### Raw data ###

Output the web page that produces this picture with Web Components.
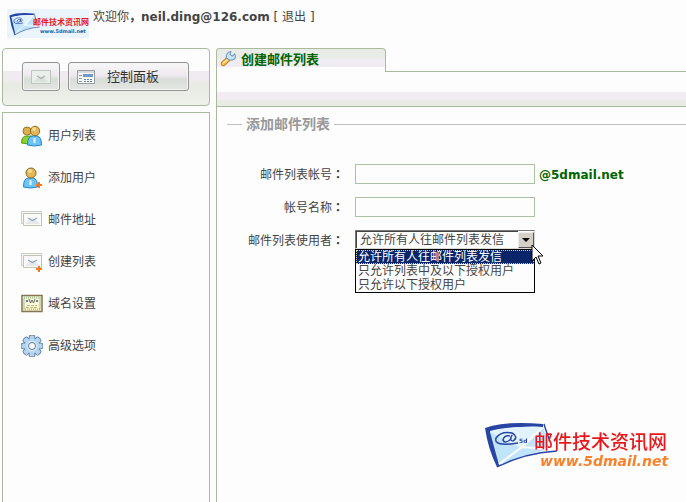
<!DOCTYPE html>
<html lang="zh-CN">
<head>
<meta charset="utf-8">
<title>创建邮件列表</title>
<style>
  html {
    background: #fdfdfd;
  }
  body {
    margin: 0;
    color: #444;
    font: 12px/16px "DejaVu Sans", "Noto Sans CJK SC", sans-serif;
    --line: #a9bb9c;
    --green: #006400;
  }
</style>
</head>
<body>
<mail-admin></mail-admin>

<script>
/* global customElements HTMLElement */
const envelope = `
  <path d="M1 7 Q20 0 59 3 L59 6 Q25 5 6 10 L17 44 L13 46 Q4 28 1 7Z" fill="#2845a5"/>
  <path d="M6 11 Q28 5 59 6 L66 28 Q40 34 15 44Z" fill="#bfe4fb"/>
  <path d="M6 11 Q28 5 59 6 L38 28Z" fill="#e3f3fd"/>
  <path d="M15 43 L38 26 L66 28 M38 26 L58 7" fill="none" stroke="#fff" stroke-width="2"/>
  <path d="M13 46 Q40 32 73 30 M60 3 Q62 10 66 20" fill="none" stroke="#2845a5" stroke-width="1.4"/>
  <path d="M26 15 Q20 14 19 19 Q20 23 26 19 L28 14 Q25 20 29 20 Q35 16 28 12 Q17 10 12 17 Q9 26 34 22" fill="none" stroke="#2845a5" stroke-width="1.5"/>`;

const userBody = (x, bottom, colour, edge) => `
  <path d="M${x} ${bottom} Q${x} 11 ${x + 5} 11 H${x + 9} Q${x + 14} 11 ${x + 14} ${bottom} Q${x + 7} ${bottom + 2} ${x} ${bottom}Z" fill="${colour}" stroke="${edge}"/>`;
const plus = '<path d="M18 15v6M15 18h6" stroke="#f47a20" stroke-width="2"/>';
const letters = `
  <path d="M.5 2.500h20v12h-20z" fill="#f6f6f6" stroke="#ccc"/>
  <path d="M2.500 4.500h18v12h-18z" fill="#fafafa" stroke="#bcc6b5"/>
  <path d="M4 15l5-5h5l5 5z" fill="#e6e8ea"/>
  <path d="M7 9l4.500 2.500L16 9" fill="none" stroke="#8fa5bb" stroke-width="1.300"/>`;

// eight rounded teeth round the wheel
const gearTeeth = Array.from({ length: 8 }, (_, i) => `
  <rect x="8.500" y=".5" width="5" height="6" rx="1.500" transform="rotate(${i * 45} 11 11)"/>`).join('');

const icons = {
  users: `
    ${userBody(0.5, 18, '#8fd02c', '#4e9c17')}
    <circle cx="6" cy="6" r="4" fill="#dcb04c" stroke="#a07820"/>
    ${userBody(6.5, 20, '#6cc5f6', '#2684cc')}
    <circle cx="14" cy="6" r="4.700" fill="#e3b85a" stroke="#8f6a20"/>
    <circle cx="13" cy="4" r="2" fill="#f6dc92"/>
    <path d="M13.500 13v5" stroke="#e6f7ff" stroke-width="2"/>`,
  adduser: `
    ${userBody(2.5, 20, '#6cc5f6', '#2684cc')}
    <circle cx="10" cy="6" r="5" fill="#e3b85a" stroke="#8f6a20"/>
    <circle cx="9" cy="4" r="2" fill="#f6dc92"/>
    <path d="M9.500 13v5" stroke="#e6f7ff" stroke-width="2"/>${plus}`,
  mails: letters,
  addmail: letters + plus,
  domain: `
    <path d="M1 2.500h20v16H1z" fill="#f8f5cd" stroke="#857654" stroke-width="1.500"/>
    <path d="M3 4.500h16v12H3z" fill="none" stroke="#a9c29a" stroke-width="2" stroke-dasharray="1 1"/>
    <path d="M5 6h12v9H5z" fill="#fbf9e0"/>
    <path d="M8 6l1.500 4L11 7l1.500 3L14 6" fill="none" stroke="#6c6840"/>
    <path d="M5 8h2M15 8h2" stroke="#5b79bd" stroke-width="2"/>
    <path d="M6 12.500h10M5 14.500h12" stroke="#cdb77b" stroke-dasharray="3 1"/>`,
  gear: `
    <g fill="#b4d3ee" stroke="#54779f" stroke-width="1.600">${gearTeeth}</g>
    <circle cx="11" cy="11" r="8" fill="#b4d3ee" stroke="#54779f" stroke-width="1.300"/>
    <g fill="#b4d3ee">${gearTeeth}</g>
    <circle cx="11" cy="11" r="5.500" fill="#d6e9f8"/>
    <circle cx="11" cy="11" r="3.500" fill="#fdfdfd" stroke="#54779f"/>`,
  wrench: `
    <path d="M9 10 L3 15 Q0 18 3 20 Q5 21 8 18 L13 13Z" fill="#f8c654" stroke="#c47a25" stroke-width="1.300"/>
    <path d="M4 17l6-5" stroke="#fdeaa8" stroke-width="1.500"/>
    <path d="M8 10 Q8 3 14 2 L13 6 L16 8 L19 5 Q22 11 16 13 L12 13Z" fill="#c9e5f7" stroke="#6997bd" stroke-width="1.300"/>`,
  envelope: `
    <path d="M1.500 4.500h19v13h-19z" fill="#ebefeb" stroke="#bcc4bc"/>
    <path d="M3 16l6-5h4l6 5z" fill="#dce1dc"/>
    <path d="M7 10l4 2.500L15 10" fill="none" stroke="#a9b0a9" stroke-width="1.400"/>`,
  panel: `
    <path d="M1.500 4.500h17v13h-17z" fill="#f6f7f7" stroke="#969b9b"/>
    <path d="M2 5h16v2H2z" fill="#d7dbdc"/>
    <path d="M7 8h10v3H7z" fill="#6f99cb"/>
    <path d="M3 9.500h3M3 12.500h3M3 15.500h3" stroke="#929a9a"/>
    <path d="M8 13.500h9M8 15.500h9" stroke="#6c7fa4" stroke-dasharray="2 1"/>`
};

class MailIcon extends HTMLElement {
  connectedCallback() {
    const shadowRoot = this.attachShadow({ mode: 'open' });
    shadowRoot.innerHTML = `
    <style>
      :host { display: block; flex: none; width: 22px; height: 22px; }
      svg { display: block; }
    </style>
    <svg viewBox="0 0 22 22" width="100%" height="100%" aria-hidden="true">${icons[this.getAttribute('name')]}</svg>`;
  }
}

class MailBrand extends HTMLElement {
  connectedCallback() {
    const shadowRoot = this.attachShadow({ mode: 'open' });
    const small = this.hasAttribute('small');
    shadowRoot.innerHTML = `
    <style>
      :host { display: block; flex: none; }
      :host([small]) { background: #eaf4fd; }
      svg { display: block; }
      .name { fill: #e8191c; font-family: "Noto Sans CJK SC", sans-serif; }
      .site { font-family: "DejaVu Sans", sans-serif; font-weight: bold; }
    </style>
    ${small ? `
    <svg width="82" height="29" viewBox="0 0 82 29">
      <g transform="translate(2 3) scale(.42 .5)">${envelope}</g>
      <text class="name" x="26" y="16" font-size="8" font-weight="bold">邮件技术资讯网</text>
      <text class="site" x="33" y="24" font-size="5" fill="#1263a4">www.5dmail.net</text>
    </svg>` : `
    <svg width="190" height="50" viewBox="0 0 190 50">
      ${envelope}
      <text x="35" y="22" font-size="6" font-weight="bold" fill="#2845a5" font-family="DejaVu Sans">5d</text>
      <text class="name" x="50" y="28" font-size="19" font-weight="500">邮件技术资讯网</text>
      <text class="site" x="56" y="45" font-size="14" font-style="italic" fill="#f9812a">www.5dmail.net</text>
    </svg>`}`;
  }
}

class MailHeader extends HTMLElement {
  connectedCallback() {
    const shadowRoot = this.attachShadow({ mode: 'open' });
    shadowRoot.innerHTML = `
    <style>
      :host { display: flex; gap: 4px; padding: 9px 7px 10px; }
      a { color: inherit; text-decoration: none; }
    </style>
    <mail-brand small></mail-brand>
    <div>欢迎你<b>，neil.ding@126.com</b> [ <a href="#logout">退出</a> ]</div>`;
  }
}

class MailToolbar extends HTMLElement {
  connectedCallback() {
    const shadowRoot = this.attachShadow({ mode: 'open' });
    shadowRoot.innerHTML = `
    <style>
      :host {
        display: flex;
        gap: 8px;
        padding: 13px 20px 14px 19px;
        border: 1px solid var(--line);
        border-radius: 4px;
        background: linear-gradient(#fdfdfd 22px, #f0ebf1 22px, #f0ebf1 30px, #e8ebe4 36px, #eef0ea);
      }
      button {
        display: flex;
        align-items: center;
        justify-content: center;
        height: 29px;
        padding: 0 7px;
        border: 1px solid #939593;
        border-radius: 3px;
        background: linear-gradient(#f8f8f8, #eee9ef 45%, #d9ddd8 60%, #e3e6e2);
        box-shadow: inset 0 0 0 1px #f5f5f5;
        color: #333;
        font: inherit;
        font-size: 13px;
      }
      .panel { flex: 1; justify-content: flex-start; gap: 9px; }
    </style>
    <button aria-label="邮件"><mail-icon name="envelope"></mail-icon></button>
    <button class="panel"><mail-icon name="panel"></mail-icon>控制面板</button>`;
  }
}

class MailMenu extends HTMLElement {
  connectedCallback() {
    const shadowRoot = this.attachShadow({ mode: 'open' });
    const items = [
      ['users', '用户列表'],
      ['adduser', '添加用户'],
      ['mails', '邮件地址'],
      ['addmail', '创建列表'],
      ['domain', '域名设置'],
      ['gear', '高级选项']
    ];
    shadowRoot.innerHTML = `
    <style>
      :host { display: block; flex: 1; padding: 12px 18px; border: 1px solid var(--line); border-bottom: 0; }
      nav { display: flex; flex-direction: column; gap: 20px; }
      a { display: flex; align-items: center; gap: 5px; color: inherit; text-decoration: none; }
    </style>
    <nav>${items.map(([icon, text]) => `
      <a href="#${icon}"><mail-icon name="${icon}"></mail-icon>${text}</a>`).join('')}
    </nav>`;
  }
}

class MailTab extends HTMLElement {
  connectedCallback() {
    const shadowRoot = this.attachShadow({ mode: 'open' });
    shadowRoot.innerHTML = `
    <style>
      :host { display: flex; height: 24px; }
      h1 {
        display: flex;
        box-sizing: border-box;
        width: 170px;
        gap: 4px;
        margin: 0;
        padding: 1px 3px;
        border: 1px solid var(--line);
        border-bottom: 0;
        border-radius: 4px 4px 0 0;
        background: linear-gradient(#e8ebe6 10px, #f1ecf2 10px, #f1ecf2 18px, #fdfdfd 18px);
        color: var(--green);
        font-size: 13px;
        line-height: 20px;
      }
      mail-icon { width: 17px; height: 17px; }
      span { flex: 1; border-bottom: 1px solid var(--line); }
    </style>
    <h1><mail-icon name="wrench"></mail-icon><slot></slot></h1><span></span>`;
  }
}

class MailSelect extends HTMLElement {
  connectedCallback() {
    const shadowRoot = this.attachShadow({ mode: 'open' });
    const options = ['允许所有人往邮件列表发信', '只允许列表中及以下授权用户', '只允许以下授权用户'];
    shadowRoot.innerHTML = `
    <style>
      :host { display: block; position: relative; width: 180px; }
      .box { display: flex; border: 1px solid #d8d8d4; border-top-color: #777; border-left-color: #777; }
      select {
        appearance: none;
        flex: 1;
        min-width: 0;
        height: 17px;
        padding: 0 3px;
        border: 1px solid #444;
        border-width: 1px 0 0 1px;
        border-radius: 0;
        outline: 0;
        background: #fdfdfd;
        color: inherit;
        font: inherit;
      }
      .arrow {
        display: flex;
        align-items: center;
        justify-content: center;
        width: 14px;
        margin-top: 1px;
        border: 1px solid #eee;
        border-right-color: #555;
        border-bottom-color: #555;
        background: #d4d0c8;
        pointer-events: none;
      }
      ul {
        position: absolute;
        top: 19px;
        left: 0;
        right: 0;
        margin: 0;
        padding: 0;
        border: 1px solid #000;
        background: #fdfdfd;
        list-style: none;
        line-height: 14px;
      }
      li { padding: 0 2px; white-space: nowrap; }
      li[aria-selected=true] { outline: 1px dotted #e3d56b; outline-offset: -1px; background: #0a246a; color: #fff; }
      .cursor { position: absolute; top: 14px; right: -9px; }
    </style>
    <div class="box">
      <select aria-label="邮件列表使用者">${options.map(text => `<option>${text}</option>`).join('')}</select>
      <span class="arrow"><svg width="8" height="4"><path d="M0 0h8L4 4z"/></svg></span>
    </div>
    <ul role="listbox">${options.map((text, i) => `<li role="option" aria-selected="${i === 0}">${text}</li>`).join('')}</ul>
    <svg class="cursor" width="13" height="21" viewBox="0 0 13 21">
      <path d="M1 1v16l4-4 3 7 2-1-3-7h5z" fill="#fff" stroke="#000"/>
    </svg>`;
  }
}

class MailForm extends HTMLElement {
  connectedCallback() {
    const shadowRoot = this.attachShadow({ mode: 'open' });
    shadowRoot.innerHTML = `
    <style>
      :host { display: block; padding: 9px 0 0 10px; }
      fieldset { margin: 0; padding: 0; border: 0; border-top: 1px solid #c0c0c0; }
      legend { margin-left: 15px; padding: 0 4px; color: #999; font-size: 14px; font-weight: bold; line-height: 16px; }
      form {
        display: grid;
        grid-template-columns: 117px 1fr;
        column-gap: 11px;
        row-gap: 13px;
        align-items: start;
        padding-top: 32px;
      }
      label { padding-top: 3px; text-align: right; white-space: nowrap; }
      b { font-family: "Noto Sans CJK TC", sans-serif; line-height: 12px; }
      .field { display: flex; gap: 4px; }
      input {
        box-sizing: border-box;
        width: 180px;
        height: 20px;
        margin: 0;
        border: 1px solid #adc2a3;
        background: #fdfdfd;
        font: inherit;
      }
      strong { padding-top: 3px; color: var(--green); }
    </style>
    <fieldset>
      <legend>添加邮件列表</legend>
      <form>
        <label for="account">邮件列表帐号<b lang="zh-TW">：</b></label>
        <div class="field"><input id="account"><strong>@5dmail.net</strong></div>
        <label for="name">帐号名称<b lang="zh-TW">：</b></label>
        <div class="field"><input id="name"></div>
        <label class="for-select">邮件列表使用者<b lang="zh-TW">：</b></label>
        <mail-select></mail-select>
      </form>
    </fieldset>`;
    // a for attribute cannot point into another shadow root
    this.select = shadowRoot.querySelector('mail-select');
    shadowRoot.querySelector('.for-select').addEventListener('click', () => {
      this.select.shadowRoot.querySelector('select').focus();
    });
  }
}

class MailAdmin extends HTMLElement {
  connectedCallback() {
    const shadowRoot = this.attachShadow({ mode: 'open' });
    shadowRoot.innerHTML = `
    <style>
      :host { display: flex; flex-direction: column; min-height: 100vh; }
      .columns { display: flex; flex: 1; gap: 6px; padding-left: 2px; }
      aside { display: flex; flex-direction: column; width: 208px; gap: 6px; }
      main { display: flex; flex: 1; flex-direction: column; min-width: 0; }
      .content { flex: 1; border-left: 1px solid var(--line); }
      .strip {
        height: 34px;
        border-bottom: 1px solid var(--line);
        background: linear-gradient(#fdfdfd 20px, #f1ecf2 20px, #f1ecf2 28px, #e8ebe6 28px);
      }
      .watermark { position: fixed; right: 12px; bottom: 31px; }
    </style>
    <mail-header></mail-header>
    <div class="columns">
      <aside><mail-toolbar></mail-toolbar><mail-menu></mail-menu></aside>
      <main>
        <mail-tab>创建邮件列表</mail-tab>
        <div class="content"><div class="strip"></div><mail-form></mail-form></div>
      </main>
    </div>
    <mail-brand class="watermark"></mail-brand>`;
  }
}

customElements.define('mail-icon', MailIcon);
customElements.define('mail-brand', MailBrand);
customElements.define('mail-header', MailHeader);
customElements.define('mail-toolbar', MailToolbar);
customElements.define('mail-menu', MailMenu);
customElements.define('mail-tab', MailTab);
customElements.define('mail-select', MailSelect);
customElements.define('mail-form', MailForm);
customElements.define('mail-admin', MailAdmin);
</script>
</body>
</html>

###

Set the lines above down again, word for word, from the first through the one containing "<mail-admin></mail-admin>"; pictures excluded.

> _Task response_
Output the web page that produces this picture with Web Components.
<!DOCTYPE html>
<html lang="zh-CN">
<head>
<meta charset="utf-8">
<title>创建邮件列表</title>
<style>
  html {
    background: #fdfdfd;
  }
  body {
    margin: 0;
    color: #444;
    font: 12px/16px "DejaVu Sans", "Noto Sans CJK SC", sans-serif;
    --line: #a9bb9c;
    --green: #006400;
  }
</style>
</head>
<body>
<mail-admin></mail-admin>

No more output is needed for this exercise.